Your executive peers need to hear from you more frequently, because the pace of your work directly flows into their teams and objectives. An engineering manager should be updating other business leaders on a monthly basis, providing them with up-to-date, easy-to-understand information that will help them plan sales, marketing, and financial strategies. Again, the key here is to tie metrics directly to company objectives and avoid “dev speak.” Story points don’t mean anything to a VP of marketing — you need to overcome the perception that engineering is a black box and figure out how to communicate progress effectively.

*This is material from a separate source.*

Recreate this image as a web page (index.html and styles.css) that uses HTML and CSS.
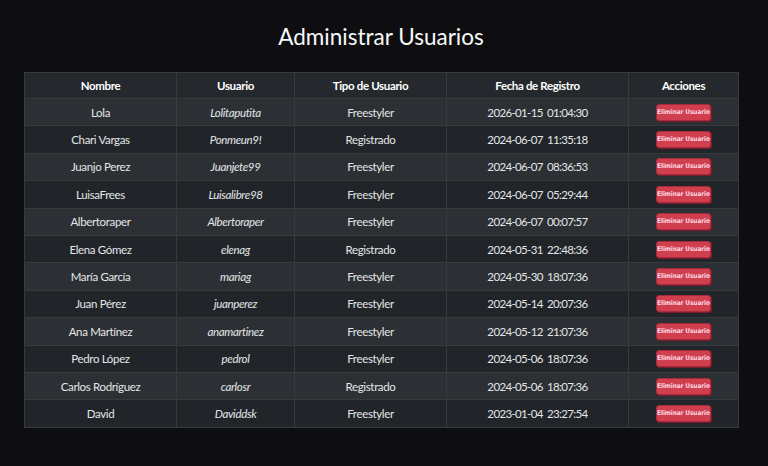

The engineers are the ones in the trenches doing the actual work, and you need to keep them updated on a weekly basis regarding how they’re performing against objectives. They want to understand the context of the work and why they’re doing what they’re doing. Once they can see how their work fits into the bigger picture, they’ll be able to provide a more useful gauge of how they’re delivering against timelines. As a result, you’ll be more confident taking those timelines and delivery dates to your peers and the board.  It can be easy for engineering leaders to get lost in the minutiae of engineering work — remember, they were recently star engineers themselves. But it’s important to encourage engineers to think on a more macro level and explain how their work will impact the business. Engineering work doesn’t take place in a vacuum; you need to ensure that every member of the engineering team understands their role in the broader organization.

The devil is in the details. Can you effectively measure engineering productivity? Probably not as easily as McKinsey would like you to believe. But the right framework and strategy will allow you to measure the effectiveness of your teams in relation to the business. When every company is an engineering company, we can no longer afford for these operations to stay in a black box. I firmly believe you can measure engineering effectively — It’s time for engineering managers to attack their metrics problem once and for all.